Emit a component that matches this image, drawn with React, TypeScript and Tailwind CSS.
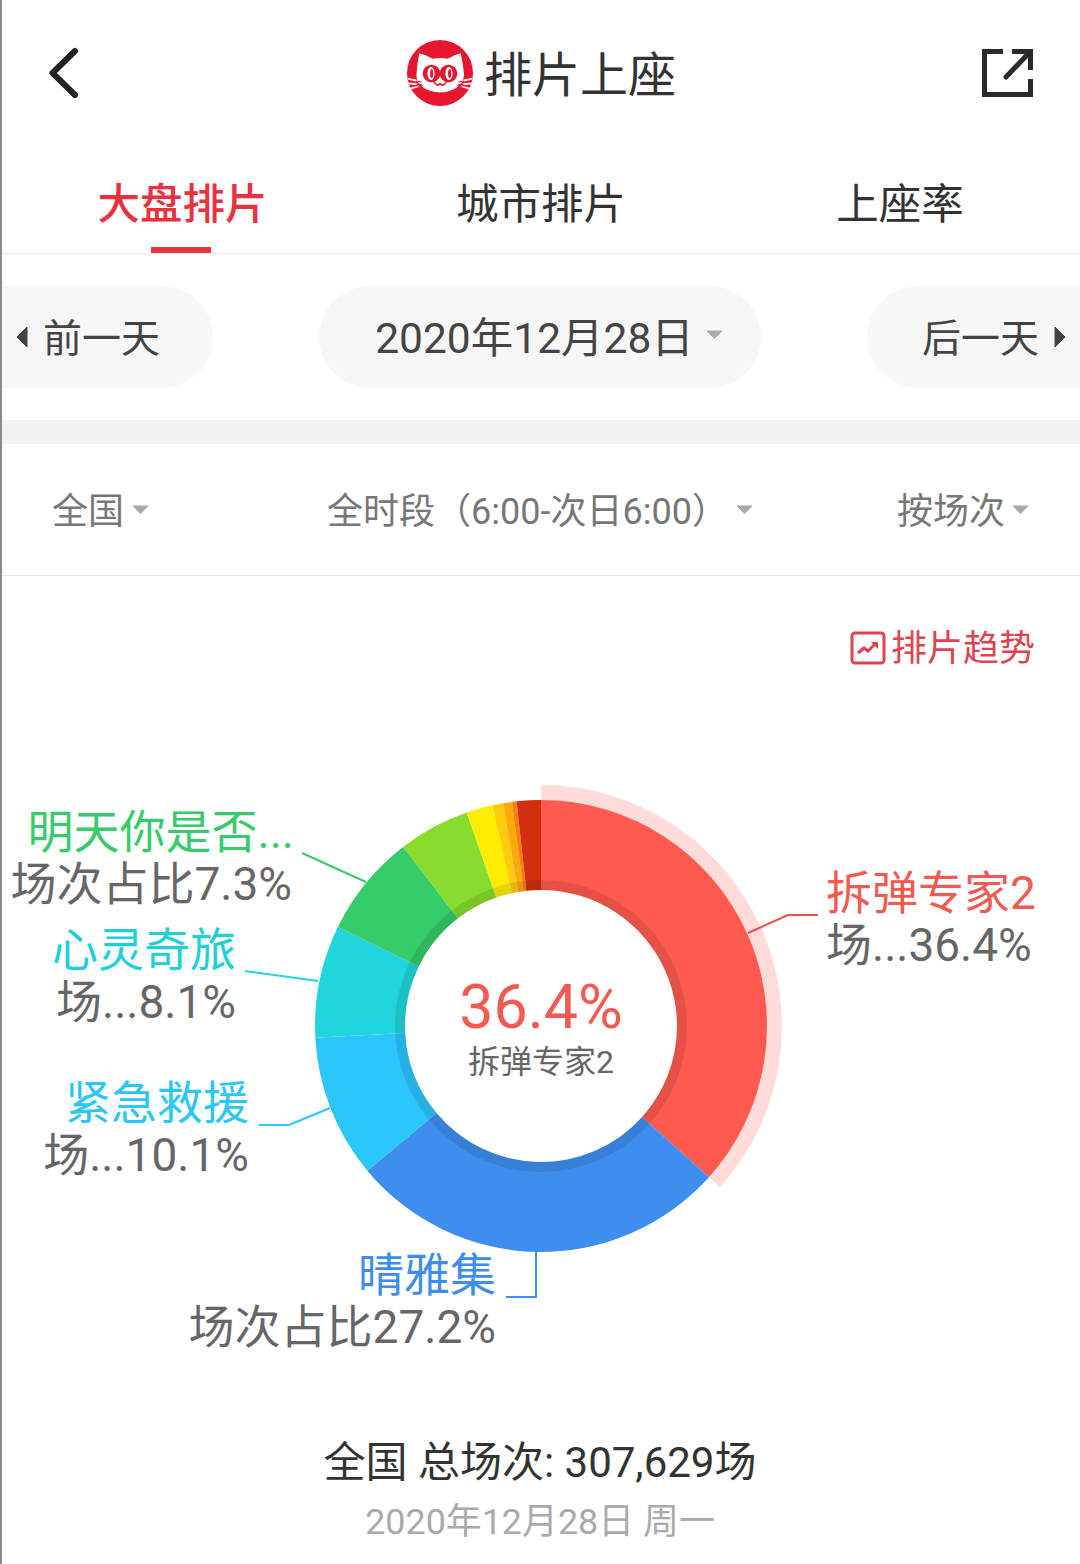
import React from 'react';

const CX = 541;
const CY = 1026;

// share of the ring per film, in degrees from 12 o'clock going clockwise
const segments = [
  { from: 0, to: 132, color: '#ff5a50' },
  { from: 132, to: 230.2, color: '#3e8ef0' },
  { from: 230.2, to: 267, color: '#2ac6fc' },
  { from: 267, to: 296, color: '#20d6dc' },
  { from: 296, to: 322.4, color: '#36cc69' },
  { from: 322.4, to: 340.8, color: '#88dc2c' },
  { from: 340.8, to: 347.6, color: '#ffec00' },
  { from: 347.6, to: 350.3, color: '#ffcb0c' },
  { from: 350.3, to: 352.6, color: '#ffa90a' },
  { from: 352.6, to: 353.8, color: '#fb7f0a' },
  { from: 353.8, to: 360, color: '#d12f0e' },
];

const point = (r: number, deg: number) => {
  const a = (deg * Math.PI) / 180;
  return `${(CX + r * Math.sin(a)).toFixed(2)} ${(CY - r * Math.cos(a)).toFixed(2)}`;
};

const arc = (r0: number, r1: number, from: number, to: number) => {
  const large = to - from > 180 ? 1 : 0;
  return `M${point(r1, from)} A${r1} ${r1} 0 ${large} 1 ${point(r1, to)} L${point(r0, to)} A${r0} ${r0} 0 ${large} 0 ${point(r0, from)} Z`;
};

const Caret = ({ className }: { className: string }) => (
  <svg viewBox="0 0 17 9" className={className}>
    <path d="M1 1h15L8.5 8.5z" fill="currentColor" stroke="currentColor" strokeLinejoin="round" />
  </svg>
);

const CatLogo = () => (
  <svg viewBox="0 0 66 66" className="mb-[3px] h-[66px] w-[66px] shrink-0">
    <circle cx="33" cy="33" r="33" fill="#e8152e" />
    <path d="M12.3 13.3 Q20 15 25.7 18.7 Q33 17.5 40.7 18.7 Q46 15 53.7 13.3 Q56 24 57 34 Q57 41 52 46 Q44 52 33.3 52.5 Q22 52 14 46 Q9 41 9.5 34 Q10 24 12.3 13.3Z" fill="#fff" />
    <circle cx="24.5" cy="33.5" r="8.8" fill="#e8152e" />
    <circle cx="41.5" cy="33.5" r="8.8" fill="#e8152e" />
    <ellipse cx="24" cy="33.5" rx="3.6" ry="6.4" fill="#fff" />
    <ellipse cx="42" cy="33.5" rx="3.6" ry="6.4" fill="#fff" />
    <ellipse cx="24.6" cy="33.5" rx="1.5" ry="4.6" fill="#e8152e" />
    <ellipse cx="42.6" cy="33.5" rx="1.5" ry="4.6" fill="#e8152e" />
    <path d="M27 41.5 Q29.5 47.5 33 43.5 Q36.5 47.5 39.5 41.5" fill="none" stroke="#e8152e" strokeWidth="1.6" />
    <path d="M0.7 38.7 L11 41 M1.3 43.3 L11 44.3 M3.3 48.7 L13 46 M65.3 38.7 L55 41 M64.7 43.3 L55 44.3 M62.7 48.7 L53 46" stroke="#fff" strokeWidth="1.8" />
    <path d="M9 41 L14.5 42 M9.5 44.4 L14.5 44.6 M11 46.5 L15.5 45.3 M57 41 L51.5 42 M56.5 44.4 L51.5 44.6 M55 46.5 L50.5 45.3" stroke="#e8152e" strokeWidth="1.2" />
  </svg>
);

const ChartLabel = ({ className, title, value, color }: { className: string; title: string; value: string; color: string }) => (
  <div className={`absolute text-[46px] whitespace-nowrap ${className}`}>
    <div className={`pt-[1px] leading-[51px] ${color}`}>{title}</div>
    <div className="leading-[52px] text-[#666]">{value}</div>
  </div>
);

export default function App() {
  return (
    <div className="relative h-[1564px] w-[1080px] overflow-hidden bg-white font-['Roboto','Noto_Sans_CJK_SC',sans-serif]">
      {/* Left edge line of the capture */}
      <div className="absolute left-0 top-0 h-full w-[2px] bg-[#8a8a8a]" />

      {/* Header */}
      <header className="flex h-[148px] items-center justify-between pl-[48px] pr-[47px]">
        <div className="flex w-[60px] justify-start">
          <svg viewBox="0 0 32 54" className="h-[54px] w-[32px]">
            <path d="M27 4 L4.5 26 L27 48" fill="none" stroke="#222" strokeWidth="6" strokeLinecap="round" strokeLinejoin="round" />
          </svg>
        </div>
        <div className="ml-[2px] flex items-center gap-[11px]">
          <CatLogo />
          <span className="mt-[4px] text-[48px] leading-none text-[#333]">排片上座</span>
        </div>
        <div className="flex w-[60px] justify-end">
          <svg viewBox="0 0 51 48" className="mb-[2px] h-[48px] w-[51px]">
            <path d="M21 2.5 H2.5 V45.5 H48.5 V30" fill="none" stroke="#2a2a2a" strokeWidth="5" />
            <path d="M30 2.5 H48.5 V21" fill="none" stroke="#2a2a2a" strokeWidth="5" />
            <path d="M24 28 L46 5" fill="none" stroke="#2a2a2a" strokeWidth="5" strokeLinecap="round" />
          </svg>
        </div>
      </header>

      {/* Tabs */}
      <nav className="grid h-[106px] grid-cols-3 border-b border-[#eeeeee]">
        <div className="relative flex items-start justify-center pl-[5px] pt-[32px]">
          <span className="text-[42.5px] font-medium leading-[50px] text-[#e8323f]">大盘排片</span>
          <div className="absolute bottom-0 left-[151px] h-[6px] w-[60px] bg-[#e8323f]" />
        </div>
        <div className="flex items-start justify-center pl-[2px] pt-[32px]">
          <span className="text-[42.5px] leading-[50px] text-[#333]">城市排片</span>
        </div>
        <div className="flex items-start justify-center pt-[32px]">
          <span className="text-[42.5px] leading-[50px] text-[#333]">上座率</span>
        </div>
      </nav>

      {/* Date switcher */}
      <section className="flex h-[166px] items-center justify-between">
        <div className="flex h-[102px] w-[213px] items-center rounded-r-full bg-[#f7f7f7] pl-[16px]">
          <svg viewBox="0 0 12 22" className="h-[22px] w-[12px]">
            <path d="M11 1v20L1 11z" fill="#444" stroke="#444" strokeLinejoin="round" />
          </svg>
          <span className="ml-[15px] mt-[4px] text-[39px] text-[#444]">前一天</span>
        </div>
        <div className="flex h-[102px] w-[442px] items-center justify-center gap-[12px] rounded-full bg-[#f7f7f7] pl-[18px]">
          <span className="mt-[4px] text-[42.5px] text-[#444]">2020年12月28日</span>
          <Caret className="mb-[6px] h-[9px] w-[17px] text-[#aaa]" />
        </div>
        <div className="flex h-[102px] w-[213px] items-center justify-end rounded-l-full bg-[#f7f7f7] pr-[14px]">
          <span className="mr-[15px] mt-[4px] text-[39px] text-[#444]">后一天</span>
          <svg viewBox="0 0 12 22" className="h-[22px] w-[12px]">
            <path d="M1 1v20l10-10z" fill="#444" stroke="#444" strokeLinejoin="round" />
          </svg>
        </div>
      </section>

      <div className="h-[24px] bg-[#f2f2f2]" />

      {/* Filters */}
      <section className="flex h-[132px] items-center justify-between border-b border-[#e8e8e8] pl-[52px] pr-[51px] pt-[5px] text-[36px] text-[#777]">
        <div className="flex items-center gap-[8px]">
          <span>全国</span>
          <Caret className="mb-[5px] h-[9px] w-[17px] text-[#aaa]" />
        </div>
        <div className="ml-[34px] flex items-center gap-[8px]">
          <span>全时段（6:00-次日6:00）</span>
          <Caret className="mb-[5px] h-[9px] w-[17px] text-[#aaa]" />
        </div>
        <div className="flex items-center gap-[7px]">
          <span>按场次</span>
          <Caret className="mb-[5px] h-[9px] w-[17px] text-[#aaa]" />
        </div>
      </section>

      {/* Trend link */}
      <div className="flex h-[124px] items-start justify-end pr-[45px] pt-[49px]">
        <div className="flex items-center gap-[5px] text-[36px] leading-[48px] text-[#e0434f]">
          <svg viewBox="0 0 36 34" className="mb-[3px] h-[34px] w-[36px]">
            <rect x="2" y="2" width="32" height="30" rx="3" fill="none" stroke="#e0434f" strokeWidth="3" />
            <path d="M8 22 L14 17 L18 20 L26 12" fill="none" stroke="#e0434f" strokeWidth="3" />
            <path d="M21 11 H28 V18 Z" fill="#e0434f" />
          </svg>
          <span>排片趋势</span>
        </div>
      </div>

      {/* Donut chart, svg coordinates line up with the page */}
      <div className="relative h-[700px]">
        <svg viewBox="0 700 1080 700" className="block h-[700px] w-[1080px]">
          <path d={arc(226, 241, 0, 132)} fill="#ffdcd9" />
          {segments.map((s) => (
            <path key={s.from} d={arc(136, 226, s.from, s.to)} fill={s.color} />
          ))}
          <circle cx={CX} cy={CY} r="141" fill="none" stroke="#000" strokeOpacity="0.1" strokeWidth="10" />
          <path d="M302 853 L366 882" fill="none" stroke="#36cc69" strokeWidth="2" />
          <path d="M245 971 L318 981" fill="none" stroke="#20d6dc" strokeWidth="2" />
          <path d="M259 1125 H289 L330 1108" fill="none" stroke="#2ac6fc" strokeWidth="2" />
          <path d="M506 1297 H536 V1252" fill="none" stroke="#3e8ef0" strokeWidth="2" />
          <path d="M748 933 L788 915 H818" fill="none" stroke="#e8504a" strokeWidth="2" />
        </svg>

        <div className="absolute left-[341px] top-[272px] flex w-[400px] flex-col items-center">
          <span className="text-[61px] leading-[70px] text-[#f25a52]">36.4%</span>
          <span className="text-[32px] leading-[40px] text-[#666]">拆弹专家2</span>
        </div>

        <ChartLabel className="right-[788px] top-[106px] text-right" title="明天你是否..." value="场次占比7.3%" color="mr-[-2px] text-[#36cc69]" />
        <ChartLabel className="right-[844px] top-[224px] text-right" title="心灵奇旅" value="场...8.1%" color="text-[#20d0d8]" />
        <ChartLabel className="right-[831px] top-[377px] text-right" title="紧急救援" value="场...10.1%" color="text-[#2ac6fc]" />
        <ChartLabel className="right-[584px] top-[549px] text-right" title="晴雅集" value="场次占比27.2%" color="text-[#3e8ef0]" />
        <ChartLabel className="left-[826px] top-[167px]" title="拆弹专家2" value="场...36.4%" color="text-[#f25a52]" />
      </div>

      {/* Totals */}
      <footer className="flex flex-col items-center pt-[38px]">
        <div className="text-[42px] leading-[50px] text-[#333]">全国 总场次: 307,629场</div>
        <div className="mt-[9px] text-[35.9px] leading-[50px] text-[#aaa]">2020年12月28日 周一</div>
      </footer>
    </div>
  );
}
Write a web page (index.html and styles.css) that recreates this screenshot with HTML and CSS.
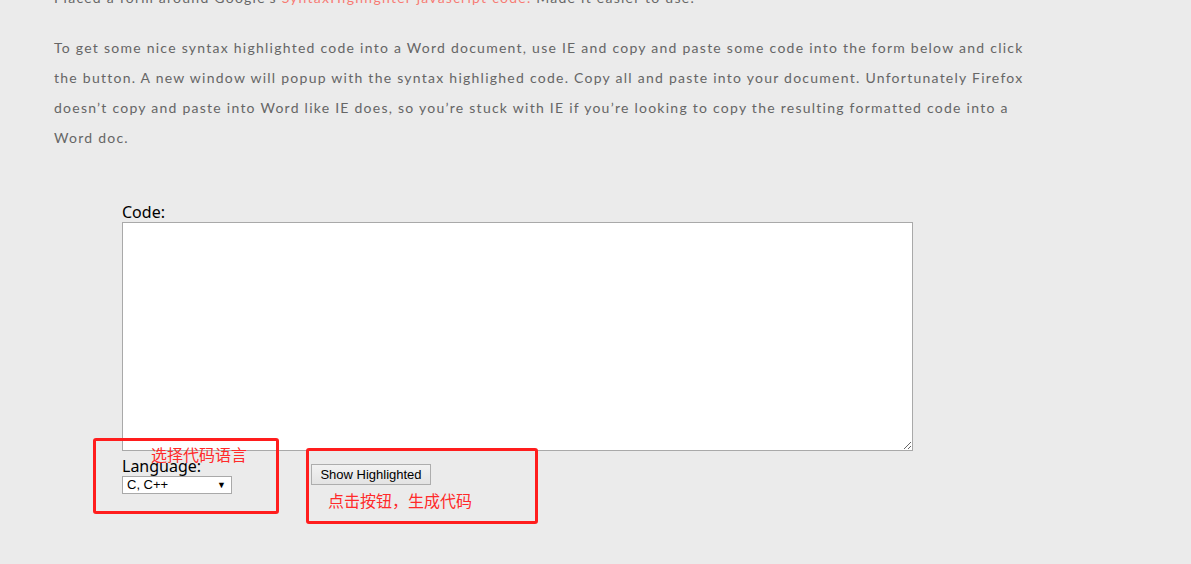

• WHAT YOU ARE ASKED TO DO
Leave out the pictures, then repeat the listing above exactly from its first line to the line with "const CY = 1026;", inclusive.

• SOLUTION TO THIS TASK
Emit a component that matches this image, drawn with React, TypeScript and Tailwind CSS.
import React from 'react';

const CX = 541;
const CY = 1026;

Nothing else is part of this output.